If we make these assumptions:

  1. An employee has an unique ID.
  2. A department has an unique ID.
  3. An employee is associated with (works for) 0 or 1 department.
  4. A department is associated with (may have) many employees.

We can conclude that EmployeeID is the only candidate key for R.

Under a different set of assumptions, we may have different candidate keys

Assumptions:

  1. An employee has an unique ID.
  2. A department has an unique ID.
  3. An employee is associated with 0 or 1 department.
  4. A department is associated with only 0 or 1 employee.

Then we have two candidate keys:(1) EmployeeId and (2) DepartmentID. The relation R may be called DepartmentHead.

Exercise:

A relation R has an arity of 5. What are the possible minimum and maximum number of superkeys of R? . What are the possible minimum and maximum number of candidate keys of R?

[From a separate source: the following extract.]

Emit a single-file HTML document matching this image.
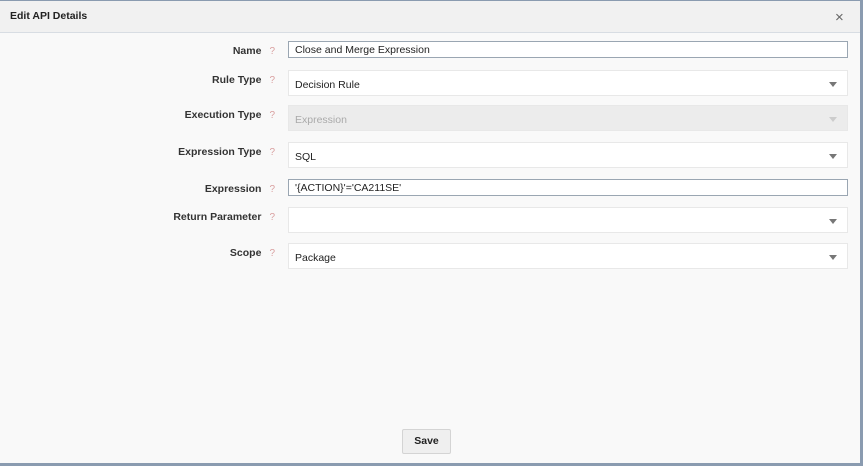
<!DOCTYPE html>
<html><head><style>
body{margin:0;width:863px;height:466px;overflow:hidden;background:#8a9bb0;font-family:"Liberation Sans",sans-serif;}
.f{position:absolute;left:0;top:1px;width:860px;height:462px;background:#f9f9f9;}
.h{position:absolute;left:0;top:0;width:860px;height:31px;background:#f1f1f1;border-bottom:1px solid #d8dde3;}
.h b{position:absolute;left:10px;top:9px;font-size:10.5px;color:#222;}
.x{position:absolute;left:835px;top:8px;font-size:15px;color:#666;}
.l{position:absolute;right:585px;font-size:10.5px;font-weight:bold;color:#333;text-align:right;white-space:nowrap}
.l i{font-style:normal;color:#d9a0a0;font-weight:normal;margin-left:8px;font-size:10px}
.in{position:absolute;left:288px;width:560px;box-sizing:border-box;font-size:10.5px;color:#222;}
.t{height:17px;border:1px solid #9aa6b2;background:#fff;padding:2px 6px;}
.s{height:26px;border:1px solid #e8e8e8;background:#fff;padding:8px 6px;}
.s:after{content:"";position:absolute;right:10px;top:11px;border:4px solid transparent;border-top:5px solid #777;}
.d{background:#ececec;color:#aaa;}
.d:after{border-top-color:#ccc}
.btn{position:absolute;left:402px;top:428px;width:49px;height:25px;box-sizing:border-box;border:1px solid #d4d4d4;background:#efefef;font-size:10.5px;font-weight:bold;text-align:center;line-height:23px;color:#222;border-radius:2px}
</style></head><body><div class="f">
<div class="h"><b>Edit API Details</b><span class="x">×</span></div>
<div class="l" style="top:44px">Name<i>?</i></div><div class="in t" style="top:40px">Close and Merge Expression</div>
<div class="l" style="top:73px">Rule Type<i>?</i></div><div class="in s" style="top:69px">Decision Rule</div>
<div class="l" style="top:108px">Execution Type<i>?</i></div><div class="in s d" style="top:104px">Expression</div>
<div class="l" style="top:145px">Expression Type<i>?</i></div><div class="in s" style="top:141px">SQL</div>
<div class="l" style="top:182px">Expression<i>?</i></div><div class="in t" style="top:178px">'{ACTION}'='CA211SE'</div>
<div class="l" style="top:210px">Return Parameter<i>?</i></div><div class="in s" style="top:206px"></div>
<div class="l" style="top:246px">Scope<i>?</i></div><div class="in s" style="top:242px">Package</div>
<div class="btn">Save</div>
</div></body></html>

What about the general case?

Example:

Prove that a relation always has a candidate key.

Proof:

Since a relation is a set of tuples, the relation schema is always unique. If we can find a proper subset of relation schema that is a candidate key, we have found a candidate key. If not, the relation schema is minimal and is thus a candidate key.

Example:

Consider R(A,B,C) with two candidate keys A and B and S(A, D, E, F) with a single candidate key AD. A is a foreign key in S and the base table of A is R.